Learning to Ski

BROMLEY - When I first moved to Vermont a few months ago, every person I met asked if I skied. I would politely respond that while I grew up water skiing, I had never snow skied. On one occasion, the gentleman I was talking to told me water skiing wasn't real skiing, so I should just say no.

Well, people of Vermont, rest easier, I, Anna Marie Boarini can now answer that I have gone skiing. A few weeks ago, I got my chance to try out the slopes. I'm not going to lie, I was a bit nervous. Don't get me wrong, I was excited to learn, but I also had this image of myself falling down the side of Bromley, tendons snapping and not being able to walk for 6 weeks.

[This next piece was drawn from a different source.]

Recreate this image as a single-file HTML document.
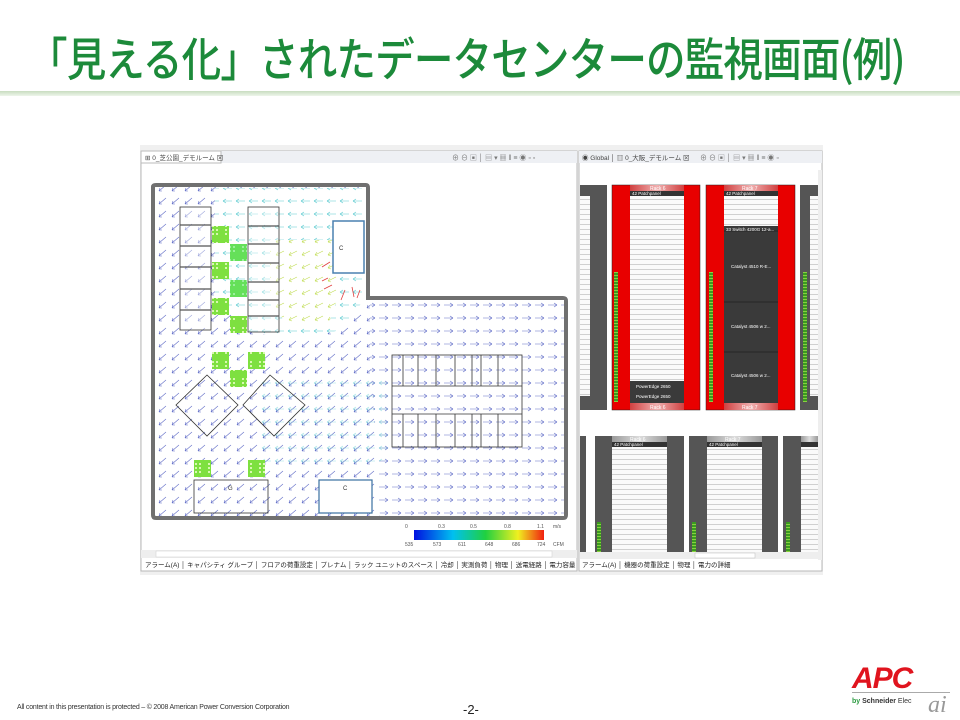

But as usual, my over active imagination got the best of me. I had nothing to worry about.

When I arrived at Bromley that morning, I was told conditions were perfect. I was fitted for skis and boots and met my teacher, Mike Scholz. I was ready to go and then I had to walk in ski boots. Now, I consider myself a fairly coordinated person. I've successfully completed two triathlons - a race where you swim, bike and then run, with no break - and a handful of half marathons without falling on my face. But trying to walk in ski boots? I was a total failure.

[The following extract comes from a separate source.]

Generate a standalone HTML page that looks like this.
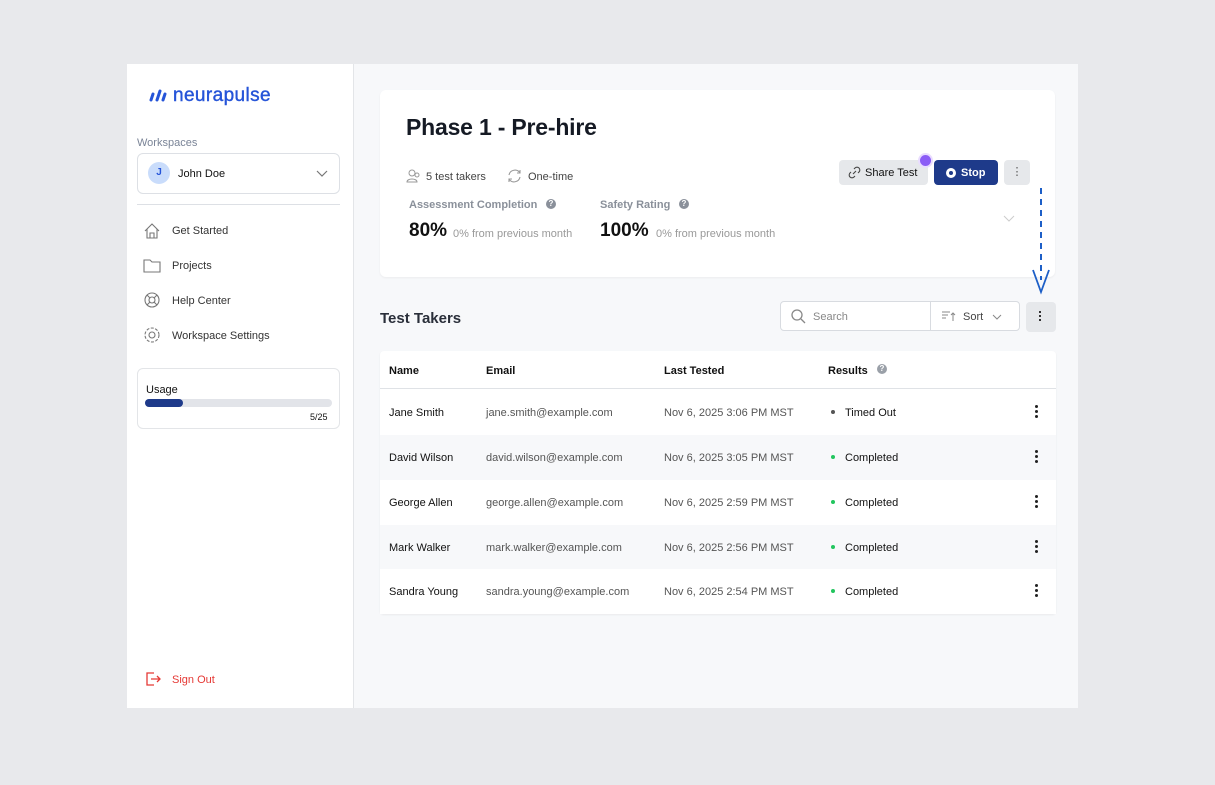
<!DOCTYPE html><html><head><style>
*{box-sizing:border-box;margin:0;padding:0}
body{width:1215px;height:785px;background:#e8e9ec;font-family:"Liberation Sans",sans-serif;position:relative;overflow:hidden;color:#111}
.a{position:absolute}
.t{margin-top:1px}
.frame{left:127px;top:64px;width:951px;height:644px;background:#f7f8fa}
.side{left:127px;top:64px;width:227px;height:644px;background:#fff;border-right:1px solid #e3e5e8}
.nav{font-size:11px;color:#333;margin-top:1px}
.card{left:380px;top:90px;width:675px;height:187px;background:#fff;border-radius:6px;box-shadow:0 1px 2px rgba(0,0,0,.05)}
.tbl{left:380px;top:351px;width:676px;height:263px;background:#fff;border-radius:4px;box-shadow:0 1px 2px rgba(0,0,0,.06)}
.row{position:absolute;left:0;width:676px;height:45px;font-size:11px}
.row span{position:absolute;top:17px}
.dot{display:inline-block;width:4px;height:4px;border-radius:50%;margin-right:10px;vertical-align:2px}
.k{position:absolute;right:18px;top:15px;width:3px}
.k i{display:block;width:3px;height:3px;background:#222;border-radius:50%;margin-bottom:2px}
</style></head><body>
<div class="a frame"></div>
<div class="a side"></div>
<svg class="a" style="left:148px;top:88px" width="20" height="14"><g stroke="#2554d8" stroke-width="3" stroke-linecap="round"><line x1="3" y1="12" x2="5" y2="6"/><line x1="9" y1="12" x2="12" y2="3"/><line x1="15" y1="12" x2="17" y2="6"/></g></svg>
<div class="a" style="left:173px;top:85px;font-size:19px;color:#2554d8;letter-spacing:.4px;-webkit-text-stroke:.4px #2554d8">neurapulse</div>
<div class="a t" style="left:137px;top:136px;font-size:11px;color:#7a8497">Workspaces</div>
<div class="a" style="left:137px;top:153px;width:203px;height:41px;border:1px solid #dde0e5;border-radius:6px;background:#fff"></div>
<div class="a" style="left:148px;top:162px;width:22px;height:22px;border-radius:50%;background:#c9dcfb;color:#2554d8;font-size:10px;font-weight:bold;text-align:center;line-height:22px">J</div>
<div class="a t" style="left:178px;top:167px;font-size:11px">John Doe</div>
<svg class="a" style="left:316px;top:170px" width="12" height="8"><path d="M1 1l5 5 5-5" fill="none" stroke="#777" stroke-width="1.2"/></svg>
<div class="a" style="left:137px;top:204px;width:203px;height:1px;background:#dde0e5"></div>
<svg class="a" style="left:143px;top:222px" width="18" height="130" fill="none" stroke="#777" stroke-width="1.1">
<path d="M2 9l7-7 7 7M4 7v9h10V7M7 16v-5h4v5"/>
<path d="M1 38h6l2 2h8v10H1z"/>
<circle cx="9" cy="78" r="7"/><circle cx="9" cy="78" r="3"/><path d="M4 73l3 3M14 73l-3 3M4 83l3-3M14 83l-3-3"/>
<circle cx="9" cy="113" r="3"/><circle cx="9" cy="113" r="7" stroke-dasharray="3 1.5"/>
</svg>
<div class="a nav" style="left:172px;top:224px">Get Started</div>
<div class="a nav" style="left:172px;top:259px">Projects</div>
<div class="a nav" style="left:172px;top:294px">Help Center</div>
<div class="a nav" style="left:172px;top:329px">Workspace Settings</div>
<div class="a" style="left:137px;top:368px;width:203px;height:61px;border:1px solid #e3e5e8;border-radius:6px;background:#fff"></div>
<div class="a t" style="left:146px;top:383px;font-size:11px">Usage</div>
<div class="a" style="left:145px;top:399px;width:187px;height:8px;border-radius:4px;background:#e2e4e9"></div>
<div class="a" style="left:145px;top:399px;width:38px;height:8px;border-radius:4px;background:#1e3a8a"></div>
<div class="a t" style="left:310px;top:411px;font-size:9px">5/25</div>
<svg class="a" style="left:145px;top:671px" width="16" height="16" fill="none" stroke="#e53935" stroke-width="1.3"><path d="M9 2H2v12h7M6 8h9M12 5l3 3-3 3"/></svg>
<div class="a t" style="left:172px;top:673px;font-size:11px;color:#e53935">Sign Out</div>

<div class="a card"></div>
<div class="a" style="left:406px;top:114px;font-size:23px;font-weight:bold;color:#151a24;letter-spacing:-.2px">Phase 1 - Pre-hire</div>
<svg class="a" style="left:406px;top:169px" width="16" height="14" fill="none" stroke="#999" stroke-width="1"><circle cx="6" cy="4" r="3"/><path d="M1 13c0-4 10-4 10 0z"/><circle cx="11" cy="6" r="2"/></svg>
<div class="a t" style="left:426px;top:170px;font-size:11px;color:#444">5 test takers</div>
<svg class="a" style="left:507px;top:169px" width="15" height="14" fill="none" stroke="#999" stroke-width="1.1"><path d="M2 6a6 6 0 0 1 11-2M13 8a6 6 0 0 1-11 2M13 1v3h-3M2 13v-3h3"/></svg>
<div class="a t" style="left:528px;top:170px;font-size:11px;color:#444">One-time</div>
<div class="a" style="left:839px;top:160px;width:89px;height:25px;background:#e6e8eb;border-radius:4px;font-size:11px;line-height:26px;padding-left:26px">Share Test</div>
<svg class="a" style="left:848px;top:166px" width="13" height="13" fill="none" stroke="#444" stroke-width="1.1"><path d="M5 8l3-3M6 3l1-1a2.5 2.5 0 0 1 4 4l-1 1M7 10l-1 1a2.5 2.5 0 0 1-4-4l1-1"/></svg>
<div class="a" style="left:920px;top:155px;width:11px;height:11px;border-radius:50%;background:#8b5cf6;box-shadow:0 0 0 2px #e9dcff"></div>
<div class="a" style="left:934px;top:160px;width:64px;height:25px;background:#1e3a8a;border-radius:4px;color:#fff;font-size:11px;font-weight:bold;line-height:26px;padding-left:27px">Stop</div>
<div class="a" style="left:946px;top:168px;width:10px;height:10px;border-radius:50%;background:#fff;border:2.5px solid #fff"><div style="width:4px;height:4px;background:#1e3a8a;border-radius:50%;margin:.5px"></div></div>
<div class="a" style="left:1004px;top:160px;width:26px;height:25px;background:#e6e8eb;border-radius:4px;font-size:11px;text-align:center;line-height:25px;color:#555">⋮</div>
<div class="a t" style="left:409px;top:198px;font-size:11px;font-weight:bold;color:#8a909a">Assessment Completion</div>
<div class="a" style="left:546px;top:199px;width:10px;height:10px;border-radius:50%;background:#8a909a;color:#fff;font-size:8px;text-align:center;line-height:10px;font-weight:bold">?</div>
<div class="a t" style="left:600px;top:198px;font-size:11px;font-weight:bold;color:#8a909a">Safety Rating</div>
<div class="a" style="left:679px;top:199px;width:10px;height:10px;border-radius:50%;background:#8a909a;color:#fff;font-size:8px;text-align:center;line-height:10px;font-weight:bold">?</div>
<div class="a" style="left:409px;top:220px;font-size:19px;font-weight:bold">80%</div>
<div class="a" style="left:453px;top:228px;font-size:11px;color:#999">0% from previous month</div>
<div class="a" style="left:600px;top:220px;font-size:19px;font-weight:bold">100%</div>
<div class="a" style="left:656px;top:228px;font-size:11px;color:#999">0% from previous month</div>
<svg class="a" style="left:1003px;top:215px" width="12" height="8"><path d="M1 1l5 5 5-5" fill="none" stroke="#ccc" stroke-width="1"/></svg>
<svg class="a" style="left:1030px;top:186px" width="22" height="114" fill="none" stroke="#1d5fc7" stroke-width="2"><path d="M11 2v92" stroke-dasharray="6 5"/><path d="M3 84l8 22 8-22" stroke-width="1.8"/></svg>

<div class="a" style="left:380px;top:310px;font-size:15px;font-weight:bold;color:#2a2f3a">Test Takers</div>
<div class="a" style="left:780px;top:301px;width:240px;height:30px;border:1px solid #d8dbe0;border-radius:4px;background:#fff"></div>
<div class="a" style="left:930px;top:302px;width:1px;height:28px;background:#d8dbe0"></div>
<svg class="a" style="left:790px;top:308px" width="16" height="16" fill="none" stroke="#888" stroke-width="1.3"><circle cx="7" cy="7" r="5"/><path d="M11 11l4 4"/></svg>
<div class="a t" style="left:813px;top:310px;font-size:11px;color:#888">Search</div>
<svg class="a" style="left:941px;top:310px" width="15" height="12" fill="none" stroke="#888" stroke-width="1"><path d="M1 2h8M1 5h6M1 8h4M12 11V3M10 5l2-2 2 2"/></svg>
<div class="a t" style="left:963px;top:310px;font-size:11px;color:#444">Sort</div>
<svg class="a" style="left:992px;top:314px" width="10" height="6"><path d="M1 1l4 4 4-4" fill="none" stroke="#888"/></svg>
<div class="a" style="left:1026px;top:302px;width:30px;height:30px;background:#e6e8eb;border-radius:4px"></div>
<div class="a" style="left:1039px;top:311px;width:3px"><i style="display:block;width:2px;height:2px;background:#333;margin-bottom:2px"></i><i style="display:block;width:2px;height:2px;background:#333;margin-bottom:2px"></i><i style="display:block;width:2px;height:2px;background:#333"></i></div>

<div class="a tbl">
<div class="row" style="top:0;height:38px;font-weight:bold;border-bottom:1px solid #dfe2e6"><span style="left:9px;top:14px">Name</span><span style="left:106px;top:14px">Email</span><span style="left:284px;top:14px">Last Tested</span><span style="left:448px;top:14px">Results</span><span style="left:497px;top:13px;width:10px;height:10px;border-radius:50%;background:#9aa0a8;color:#fff;font-size:8px;text-align:center;line-height:10px">?</span></div>
<div class="row" style="top:39px;background:#fff"><span style="left:9px">Jane Smith</span><span style="left:106px;color:#555">jane.smith@example.com</span><span style="left:284px;color:#555">Nov 6, 2025 3:06 PM MST</span><span style="left:451px"><i class="dot" style="background:#555"></i>Timed Out</span><div class="k"><i></i><i></i><i></i></div></div>
<div class="row" style="top:84px;background:#f7f8fa"><span style="left:9px">David Wilson</span><span style="left:106px;color:#555">david.wilson@example.com</span><span style="left:284px;color:#555">Nov 6, 2025 3:05 PM MST</span><span style="left:451px"><i class="dot" style="background:#22c55e"></i>Completed</span><div class="k"><i></i><i></i><i></i></div></div>
<div class="row" style="top:129px;background:#fff"><span style="left:9px">George Allen</span><span style="left:106px;color:#555">george.allen@example.com</span><span style="left:284px;color:#555">Nov 6, 2025 2:59 PM MST</span><span style="left:451px"><i class="dot" style="background:#22c55e"></i>Completed</span><div class="k"><i></i><i></i><i></i></div></div>
<div class="row" style="top:174px;background:#f7f8fa"><span style="left:9px">Mark Walker</span><span style="left:106px;color:#555">mark.walker@example.com</span><span style="left:284px;color:#555">Nov 6, 2025 2:56 PM MST</span><span style="left:451px"><i class="dot" style="background:#22c55e"></i>Completed</span><div class="k"><i></i><i></i><i></i></div></div>
<div class="row" style="top:218px;background:#fff"><span style="left:9px">Sandra Young</span><span style="left:106px;color:#555">sandra.young@example.com</span><span style="left:284px;color:#555">Nov 6, 2025 2:54 PM MST</span><span style="left:451px"><i class="dot" style="background:#22c55e"></i>Completed</span><div class="k"><i></i><i></i><i></i></div></div>
</div>
</body></html>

I mean, I was able to do it, but not without almost sliding down back into the building on multiple occasions. I successfully learned how to put my skis on, glide with one ski and then both. I learned to ski using the terrain based learning system Bromley has, so after a little bit of gliding, Michael and I headed up the little learning mountain. There, I slid down the sides of the baby half pike and came down the small race course, learning how to turn and keep my skis in the wedge position.

After a few trips on that side, I was able to tackle the other side, that was just straight downhill. Now, this would probably not even be considered a small hill, but it still seemed daunting. As I started to make my way down, I realized I wasn't going to fall. I corrected my stance when I was told and I made it down.

"Anna! You just skied!" an exuberant Mike said when I made it to the bottom. We made the trip up the small hill and kept working on keeping the wedge shape, turning back up the mountain and slowing down. Each time it got a little easier and I got more confident, that I was not actually going to roll down the mountain. Finally, the time came to ride the real ski lift and actually ski down an actual mountain. I'm not going to lie, I was pretty nervous.

I got over any fear of heights I may have had when I went paragliding and had to jump off the side of a mountain in Nepal. What scared me was the coming down. All around me, there were people who already knew what they were doing. There are some very impressive young skiers in the area. I wanted to make it down the mountain too and not look totally incompetent. And I did, multiple times.

There were a few falls, some more interesting than the others, but nothing too tragic. My first fall was more of me awkwardly sitting down. The others involved me going far too fast for my limited skiing ability. But even with the falls, I made it down the mountain.

All in all, I enjoyed my day on the slopes. Skiing definitely makes winter a little less horrible. I'm not going to be downhill racing any day soon, but you will be able to find me slowly working my way down the mountain, trying to keep my skis in that perfect wedge shape.